Chukovskaya herself is a fascinating figure; born in Finland when it was part of the Russian empire, her father was Kornei Chukovsky, a poet and children’s writer. She mixed regularly with just about everyone involved in the arts, from Blok to Chaliapin, and was not particularly welcoming to the Bolshevik regime, earning herself an early period in exile. Yet she managed to survive all of the upheavals of Soviet Russia and lived until 1996, even winning at one point the Andrei Sakharov Prize For Writer’s Civic Courage, presumably for her work supporting dissidents in her country. “Sofia Petrovna” was originally published in 1965 under a completely different (and inappropriate) title, after having circulated via samizdat, and my Harvill edition is from 1989.
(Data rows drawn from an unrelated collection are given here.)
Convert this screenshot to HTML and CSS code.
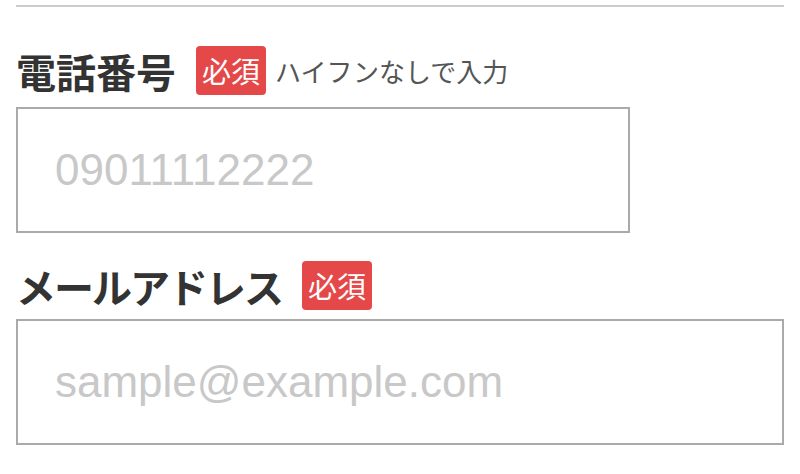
FILE: index.html
```html
<!DOCTYPE html>
<html lang="ja">
<head>
  <meta charset="UTF-8">
  <meta name="viewport" content="width=device-width, initial-scale=1.0">
  <title>お問い合わせフォーム</title>
  <link rel="stylesheet" href="styles.css">
</head>
<body>
  <hr class="divider">

  <form class="contact-form">
    <div class="field">
      <label class="field-label" for="tel">
        <span class="label-text">電話番号</span>
        <span class="required">必須</span>
        <span class="hint">ハイフンなしで入力</span>
      </label>
      <input type="tel" id="tel" class="text-input short" placeholder="09011112222">
    </div>

    <div class="field">
      <label class="field-label" for="email">
        <span class="label-text kana">メールアドレス</span>
        <span class="required">必須</span>
      </label>
      <input type="email" id="email" class="text-input" placeholder="sample@example.com">
    </div>
  </form>
</body>
</html>
```

FILE: styles.css
```css
* {
  box-sizing: border-box;
}

body {
  margin: 0;
  padding: 5px 16px 0;
  background: #fff;
  color: #333;
  font-family: "Noto Sans CJK JP", "Noto Sans", sans-serif;
}

.divider {
  margin: 0;
  border: 0;
  border-top: 2px solid #ccc;
}

.field-label {
  display: flex;
  align-items: center;
  margin: 28px 0 9px;
}

.field:first-child .field-label {
  margin-top: 39px;
  margin-bottom: 12px;
}

.label-text {
  font-size: 40px;
  font-weight: 700;
  line-height: 1.2;
  margin-right: 20px;
}

/* katakana runs a little wide in Noto */
.label-text.kana {
  letter-spacing: -2px;
}

.required {
  display: inline-block;
  background: #e54848;
  color: #fff;
  font-size: 29px;
  line-height: 39px;
  padding: 5px 6px;
  border-radius: 4px;
}

.hint {
  margin-left: 9px;
  font-size: 26px;
  color: #555;
}

.text-input {
  display: block;
  width: 100%;
  height: 126px;
  padding: 0 37px;
  border: 2px solid #aaa;
  border-radius: 0;
  font-family: "Liberation Sans", Arial, sans-serif;
  font-size: 44px;
  color: #333;
  outline: none;
}

.text-input.short {
  width: 80%;
}

.text-input::placeholder {
  color: #c8c8c8;
}
```
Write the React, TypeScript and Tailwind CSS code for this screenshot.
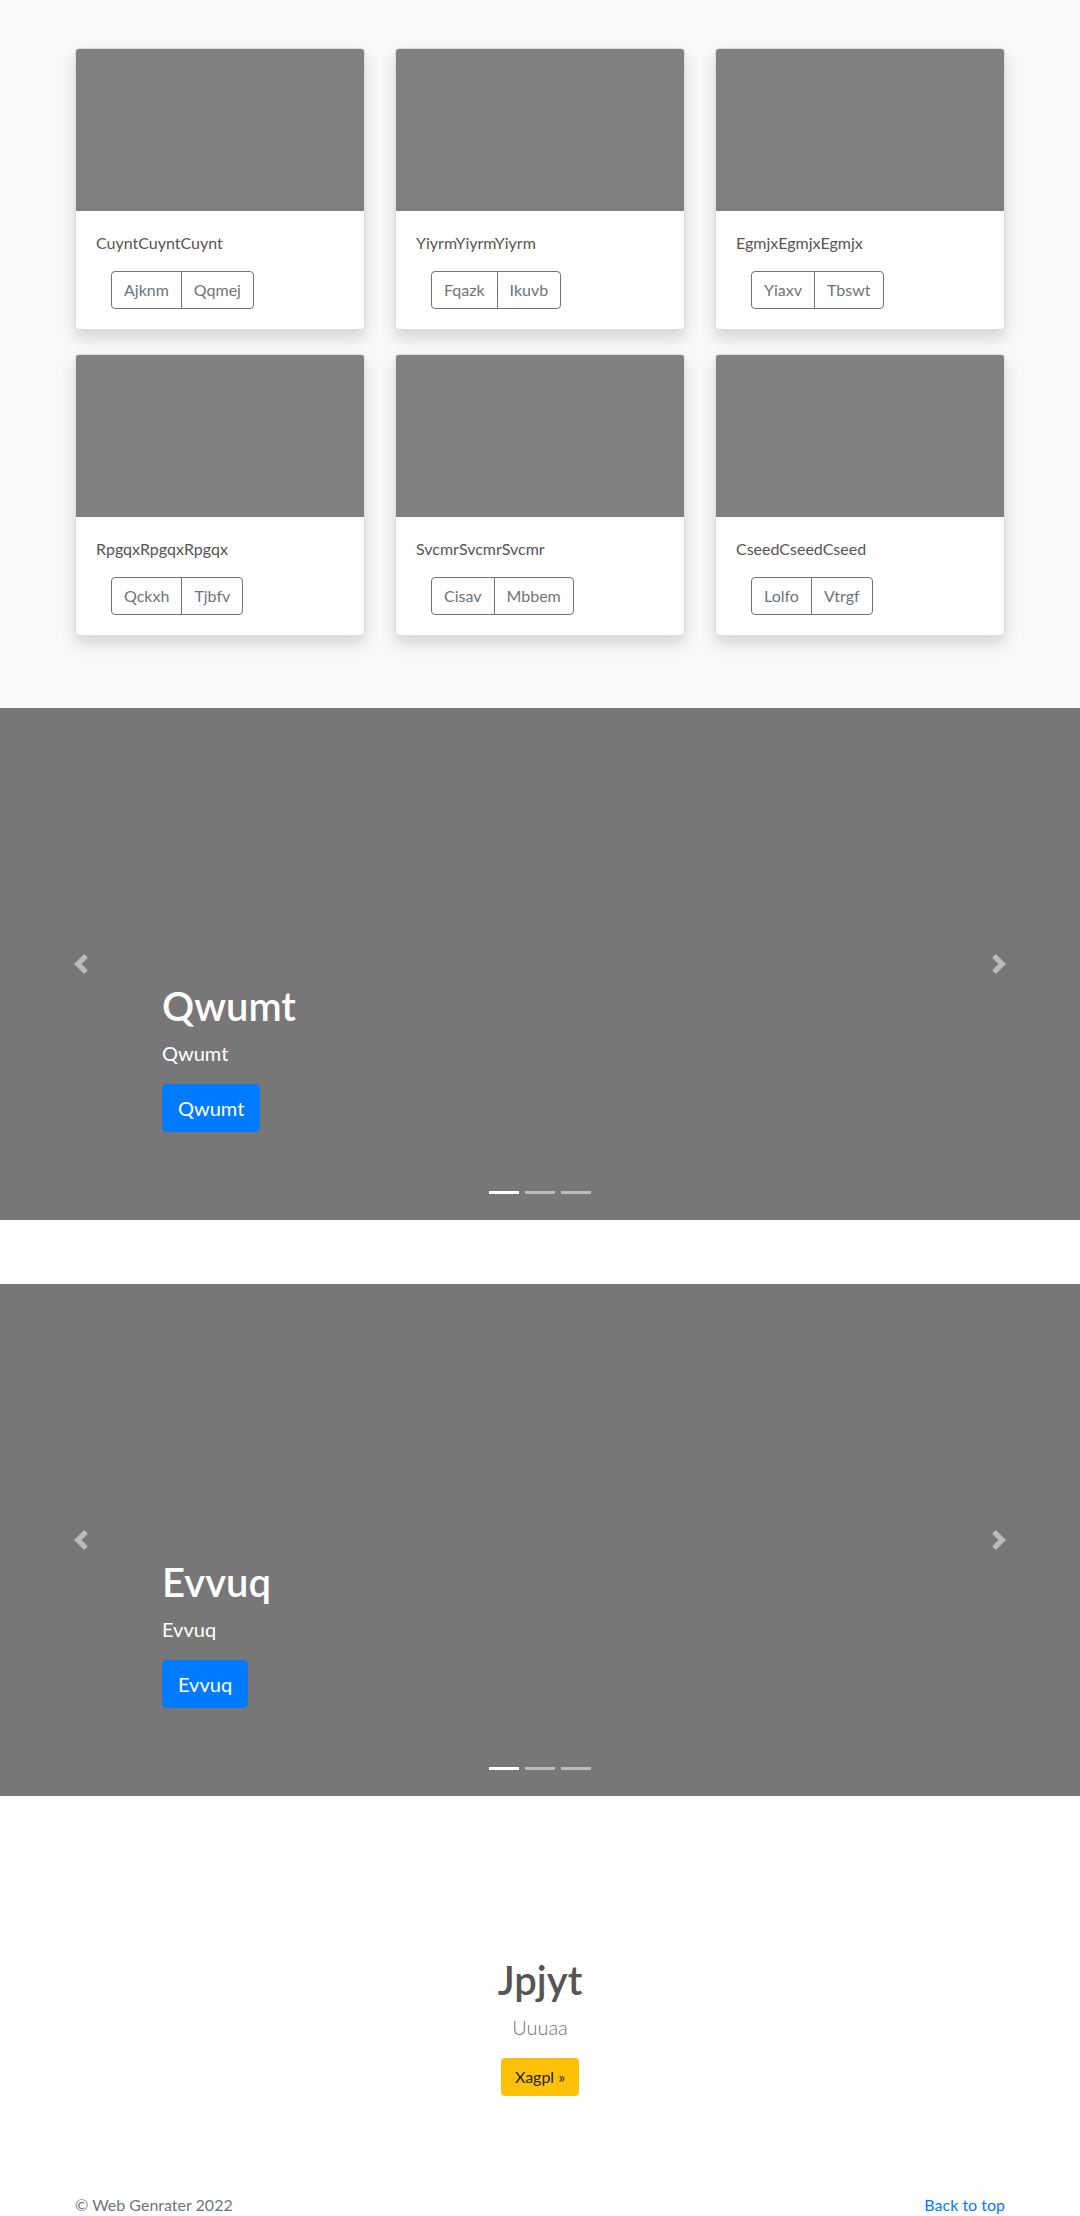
import React from "react";

const font = { fontFamily: '"Segoe UI", Lato, "Noto Sans", "Liberation Sans", sans-serif' };

const cards = [
  { title: "CuyntCuyntCuynt", a: "Ajknm", b: "Qqmej" },
  { title: "YiyrmYiyrmYiyrm", a: "Fqazk", b: "Ikuvb" },
  { title: "EgmjxEgmjxEgmjx", a: "Yiaxv", b: "Tbswt" },
  { title: "RpgqxRpgqxRpgqx", a: "Qckxh", b: "Tjbfv" },
  { title: "SvcmrSvcmrSvcmr", a: "Cisav", b: "Mbbem" },
  { title: "CseedCseedCseed", a: "Lolfo", b: "Vtrgf" },
];

function Card({ title, a, b }: { title: string; a: string; b: string }) {
  return (
    <div className="mb-6 flex flex-col overflow-hidden rounded border border-[rgba(0,0,0,0.125)] bg-white shadow-[0_8px_16px_rgba(0,0,0,0.15)]">
      <div className="h-[162px] bg-[#808080]" />
      <div className="p-5">
        <p className="mb-4 text-[16px] leading-6 text-[#555]">{title}</p>
        <div className="ml-[15px] flex">
          <button className="rounded-l border border-[#6c757d] px-3 py-[6px] text-[16px] leading-6 text-[#6c757d]">
            {a}
          </button>
          <button className="-ml-px rounded-r border border-[#6c757d] px-3 py-[6px] text-[16px] leading-6 text-[#6c757d]">
            {b}
          </button>
        </div>
      </div>
    </div>
  );
}

function Chevron({ dir }: { dir: "left" | "right" }) {
  return (
    <svg width="20" height="20" viewBox="0 0 8 8" fill="rgba(255,255,255,0.5)">
      {dir === "left" ? (
        <path d="M5.25 0l-4 4 4 4 1.5-1.5L4.25 4l2.5-2.5L5.25 0z" />
      ) : (
        <path d="M2.75 0l-1.5 1.5L3.75 4l-2.5 2.5L2.75 8l4-4-4-4z" />
      )}
    </svg>
  );
}

function Carousel({ label }: { label: string }) {
  return (
    <section className="relative mb-16 flex h-[512px] flex-col justify-end bg-[#777] pb-[88px] pl-[162px] text-white">
      <div className="absolute left-0 top-0 flex h-full w-[162px] items-center justify-center">
        <Chevron dir="left" />
      </div>
      <div className="absolute right-0 top-0 flex h-full w-[162px] items-center justify-center">
        <Chevron dir="right" />
      </div>
      <h1 className="mb-2 text-[40px] font-semibold leading-[48px]">{label}</h1>
      <p className="mb-4 text-[20px] leading-[30px]">{label}</p>
      <div className="flex">
        <button className="h-[48px] rounded-[5px] bg-[#007bff] px-4 text-[20px] leading-[30px] text-white">
          {label}
        </button>
      </div>
      <div className="absolute bottom-[26px] left-0 flex w-full justify-center gap-[6px]">
        <span className="h-[3px] w-[30px] bg-white" />
        <span className="h-[3px] w-[30px] bg-white/50" />
        <span className="h-[3px] w-[30px] bg-white/50" />
      </div>
    </section>
  );
}

export default function App() {
  return (
    <div className="w-[1080px] bg-white" style={font}>
      <section className="bg-[#f8f9fa] pb-12 pt-12">
        <div className="mx-auto grid w-[930px] grid-cols-3 gap-x-[30px]">
          {cards.map((c) => (
            <Card key={c.title} {...c} />
          ))}
        </div>
      </section>
      <Carousel label="Qwumt" />
      <Carousel label="Evvuq" />
      <section className="flex flex-col items-center pb-[49px] pt-[96px]">
        <h1 className="mb-2 text-[40px] font-semibold leading-[48px] text-[#555]">Jpjyt</h1>
        <p className="mb-4 text-[20px] font-light leading-[30px] text-[#6c757d]">Uuuaa</p>
        <button className="rounded bg-[#ffc107] px-[14px] py-[7px] text-[16px] leading-6 text-[#212529]">
          Xagpl »
        </button>
      </section>
      <footer className="mx-auto flex w-[930px] justify-between pb-12 pt-12 text-[16px] leading-6">
        <p className="text-[#6c757d]">© Web Genrater 2022</p>
        <a href="#" className="text-[#007bff]">
          Back to top
        </a>
      </footer>
    </div>
  );
}
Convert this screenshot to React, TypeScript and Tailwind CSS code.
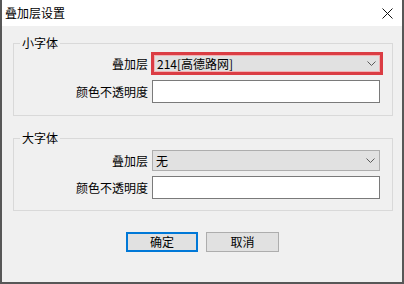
import React from "react";

function Chevron() {
  return (
    <svg width="9" height="5" viewBox="0 0 9 5" className="shrink-0">
      <path d="M0.5 0.5 L4.5 4.5 L8.5 0.5" fill="none" stroke="#5a5a5a" strokeWidth="1" />
    </svg>
  );
}

function Select({ text, highlight }: { text: string; highlight?: boolean }) {
  return highlight ? (
    <div className="flex items-center justify-between h-[23px] w-[232px] border-[3px] border-[#db3d44] bg-[#e1e1e1] shadow-[inset_0_0_0_1px_#f2b3b5] pl-[3px] pr-[4px]">
      <span className="text-[12px] leading-[15px] text-black">{text}</span>
      <Chevron />
    </div>
  ) : (
    <div className="flex items-center justify-between h-[21px] w-[228px] border border-[#adadad] bg-[#e1e1e1] pl-[3px] pr-[4px]">
      <span className="text-[12px] leading-[15px] text-black">{text}</span>
      <Chevron />
    </div>
  );
}

function Group({
  title,
  selectText,
  highlight,
  className,
}: {
  title: string;
  selectText: string;
  highlight?: boolean;
  className: string;
}) {
  return (
    <fieldset className={"border border-[#d9d9d9] px-0 " + className}>
      <legend className="ml-[6px] px-[2px] text-[12px] leading-[16px] text-black">{title}</legend>
      <div className="flex items-center">
        <div className="w-[134px] text-right text-[12px] leading-[16px] text-black">叠加层</div>
        <div className={highlight ? "ml-[3px]" : "ml-[4px]"}>
          <Select text={selectText} highlight={highlight} />
        </div>
      </div>
      <div className="flex items-center mt-[5px]">
        <div className="w-[134px] text-right text-[12px] leading-[16px] text-black">颜色不透明度</div>
        <div className="ml-[4px] h-[23px] w-[228px] border border-[#7a7a7a] bg-white" />
      </div>
    </fieldset>
  );
}

export default function App() {
  return (
    <div className="w-[404px] h-[284px] flex flex-col border-l-2 border-r-2 border-b-2 border-[#575757] bg-[#f0f0f0] font-['Noto_Sans_CJK_SC','Noto_Sans',sans-serif] overflow-hidden">
      <div className="h-[26px] shrink-0 bg-white flex items-center justify-between pl-[3px] pr-[9px]">
        <span className="text-[12px] leading-[16px] text-black">叠加层设置</span>
        <svg width="11" height="11" viewBox="0 0 11 11">
          <path d="M0.5 0.5 L10.5 10.5 M10.5 0.5 L0.5 10.5" stroke="#111" strokeWidth="1" fill="none" />
        </svg>
      </div>
      <div className="flex flex-col flex-1">
        <Group
          title="小字体"
          selectText="214[高德路网]"
          highlight
          className="mt-[9px] ml-[11px] mr-[9px] pt-[1px] pb-[12px]"
        />
        <Group
          title="大字体"
          selectText="无"
          className="mt-[14px] ml-[11px] mr-[9px] pt-[4px] pb-[11px]"
        />
        <div className="flex justify-center gap-[8px] mt-[21px] pl-[1px]">
          <button className="h-[20px] w-[72px] border-2 border-[#0078d7] bg-[#e1e1e1] text-[12px] leading-[14px] text-black">
            确定
          </button>
          <button className="h-[20px] w-[73px] border border-[#adadad] bg-[#e1e1e1] text-[12px] leading-[14px] text-black">
            取消
          </button>
        </div>
      </div>
    </div>
  );
}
“Sofia…” tells the ostensibly simple story of a woman living through the 1930s in Russia. The titular character is a widow with a young son, and she takes up work typing in a Leningrad publishing house to make ends meet. As she’s an efficient worker she soon ends up in charge of the typing pool, trusted with responsible jobs and highly regarded by her employers. She works hard, brings up a good Soviet son and all seems well. However, subtle little cracks appear; there is mention of the Kirov assassination; of Stakhanovite workers, doctors’ plots and sabotage. Anyone with knowledge of Soviet history of the period will immediately pick up on these hints; but of course Sofia is living her ordinary, straightforward life through these times, involved in trying to keep food on the table and get on with her neighbours in their communal housing (ah, the housing shortage and primus stoves – consistent features in any Russian literature of the time!)

As the decade rolls on, things continue to get worse for Sofia; the director of the publishing house is arrested, as is the family doctor, and hostile elements start to take control. Sofia’s engineering son and his friend are sent off to work elsewhere in the country and then rumours start to reach Leningrad of arrests and wreckers, till finally the unthinkable happens – Sofia’s son is accused and she must try to prove his innocence. Yet how can you do that in a country where you can’t even find out where a person is held, what they’re accused of or who you should speak to?

Sofia Petrovna’s days and nights were now no longer spent at home or at her work but in a new world, the world of the queue. She queued on the Neva embankment or she queued on Chaikovsky Street – where there were benches to sit on – or she queued in the vast hall of the Great House, or on the staircase of the Prosecutor’s office. She would go home to have something to eat or to sleep only when Natasha or Alik came to take her place in the queue.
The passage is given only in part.